A few months back, we wrote about the possible return of a tram line to the top half of Prague’s Wenceslas Square, which hadn’t seen trams since 1980.
Along with reconstruction of Prague’s National Museum buildings at the top of the Square, tram tracks were also laid down with the idea of eventually connecting Vinohrady to Prague 1. Where they might lead in the city center had yet to be confirmed.
But yesterday, Prague Deputy Mayor Adam Scheinherr confirmed that trams would indeed be returning to Wenceslas Square, and gave a four-year timeframe for the project to be completed.
“The interconnection will allow the people of Prague 2 to travel quickly through the city by tram,” he told reporters yesterday.
“At the same time, it will enable new tram lines and routes for emergency responders.”

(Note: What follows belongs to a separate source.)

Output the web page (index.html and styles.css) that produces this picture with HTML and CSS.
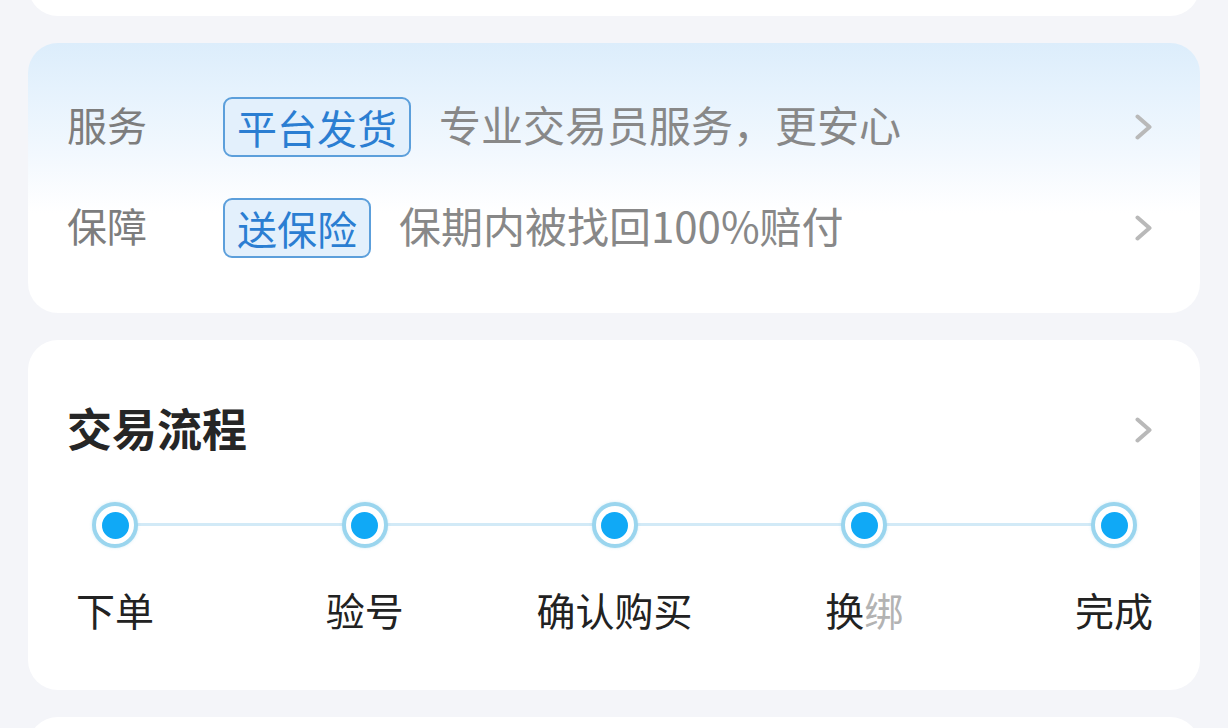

Scheinherr is making good on pre-election promises, and while Prague City Hall has nixed proposals for the return of trams to Wenceslas Square in the past, he might have some new allies this year. Incoming Prague 1 Mayor Pavel Čižinský, and his brother and PRAHA SOBĚ co-councillor Jan Čižinský have also promised change in Prague’s city center.
PID – Prague Integrated Transport, the city’s transportation authority – is also a fan of the plans for a new tram line at Wenceslas Square.
“The new leaders of Prague plan to build a tram line at Wenceslas Square,” PID tweeted yesterday.
“The new line on Wenceslas Square would strengthen the connection from Vinohrady to the center, ease traffic on Ječná Street, and would be very welcome with the planned and unplanned restrictions on tram traffic in the center of Prague.”
What is still unclear is where, exactly, the new tram would lead. While some plans call for a line from Vinohrady all the way down to Jindřišská, halfway through the Square, others would divert the tram lines towards Prague’s Main Train station before reaching that far.